Section 3. Board minutes. Minutes of Board of Directors meetings shall be made available to all members of the Organization. If the Board conducts meetings through an online group, the group shall be readable by members of the Organization. Excluded from this requirement are issues that must be discussed in closed session for reasons of confidentiality.
Section 4: Quorum. At all meetings, those present shall constitute a quorum.
Section 5. Majority. All questions and other matters specifically regulated, shall be determined by a majority of the votes cast.
Section 1. Fiscal year. The fiscal year of the Organization shall be the same as the fiscal year of the International Costumers’ Guild (ICG). This is stated as “January 1 of each year” in the ICG Bylaws dated 1992.
Section 2. Amendments. The Bylaws of the Organization may be altered, amended, or repealed at any meeting of the members of the Organization by a two-thirds majority vote of all the members represented either in person or by proxy, provided that the proposed action is inserted in the notice of the meeting and that the notice is delivered to each member, either personally, by mail or by electronic communication, not less than thirty (30) days before the meeting.

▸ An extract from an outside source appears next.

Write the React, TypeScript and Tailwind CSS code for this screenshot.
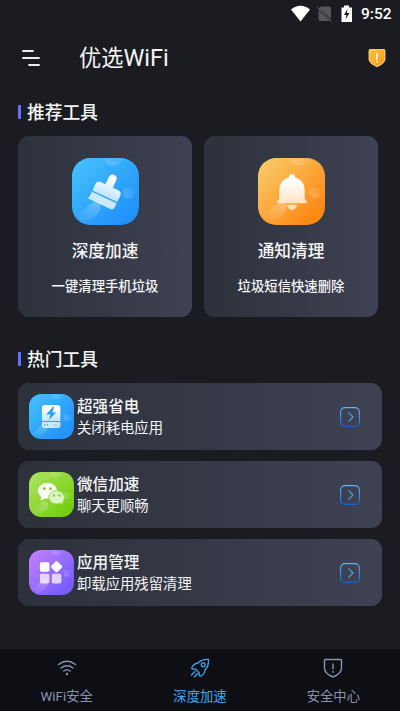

Section 3. Dissolution. In the event of the dissolution of the Organization, all assets remaining after payment of all obligations shall be distributed exclusively for charitable, educational, and scientific purposes to Organizations organized and operated for such purposes and exempt from Federal Income Tax under provision of Section 501(c) of the Internal Revenue Code, as amended.
Section 4. Waiver of notice. Wherever these Bylaws or any statute requires notice of any regular or special meeting of the Members or the Board of Directors, respectively, the meeting may be held without giving such notice, if seventy-five percent (75%) of all the members of the Organization or every Board member waives, in writing, that respective requirement. Such written waiver may be executed in one or more counterparts so long as the requirements for a three-quarters majority vote of all the members and a unanimous vote of all the Officers have been complied with.